Thank you for the response. I totally agree with your point. My feelings come from the experience of seeing people use ‘blaming’ or ‘ridding of mole’ as a cover or a quick fix. I am sure that is not what you are talking about here.


Steven M. Smith January 15, 2010 at 1:42 pm

Hi Harry, I’m with you. I’ve been part of organizations where the blaming finger is in constant use. It hurts. It stinks. It destroys.
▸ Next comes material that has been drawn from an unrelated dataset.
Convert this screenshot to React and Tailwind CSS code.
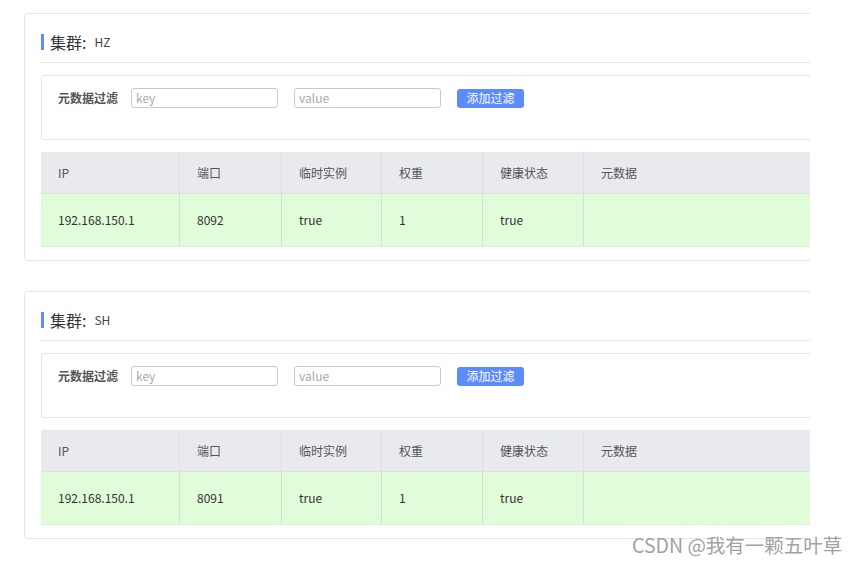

Upper managers who blame poison the environment. And the blame flows through the organization. People cope with the poison, but many hide their anger waiting for the opportunity to strike back. It’s a sick dance. It doesn’t have to be that way.

Thank you for commenting.


D Dee May 29, 2010 at 12:14 am

Sounds good until you realize the supervisor and managers are the ones that are the moles. Thus, setting up the moral fibers of the breakdown themselves for all co-workers and team functionality to even exist. When they go person to person planting the seeds of destruction of the organization, company, or project; all is frost to freezing killing any hopes of success along with hatching more moles to up root all and any roots attempting to live and produce in the “garden”! Of course, then it is always known it is not their fault for any failings or deads of the project or goals. Supervisors and Management all agree – It has to be the fault of the ones working on it even though the moles (supervisors/management) state very clearly and loudly tthat everyone that works for them is just too stupid to ‘garden in their garden”! But then you have the ones not working on it, that are just brilliant so they can look upon the “garden” and get credit for what was accomplished. So when management/supervisor fail the worker, the team, the organization – no where to go but hide in the dirt where the garden died.


Steven M. Smith June 2, 2010 at 5:26 pm

I’m saddened to hear about your experience. I have had similar experiences. Thankfully, there have only been a few of them. But you are right, these managers did destroy the garden. Fortunately, people aren’t rooted like plants. They can find another place. I wish for you no more of these kind of experiences.

Thank you for sharing your experience.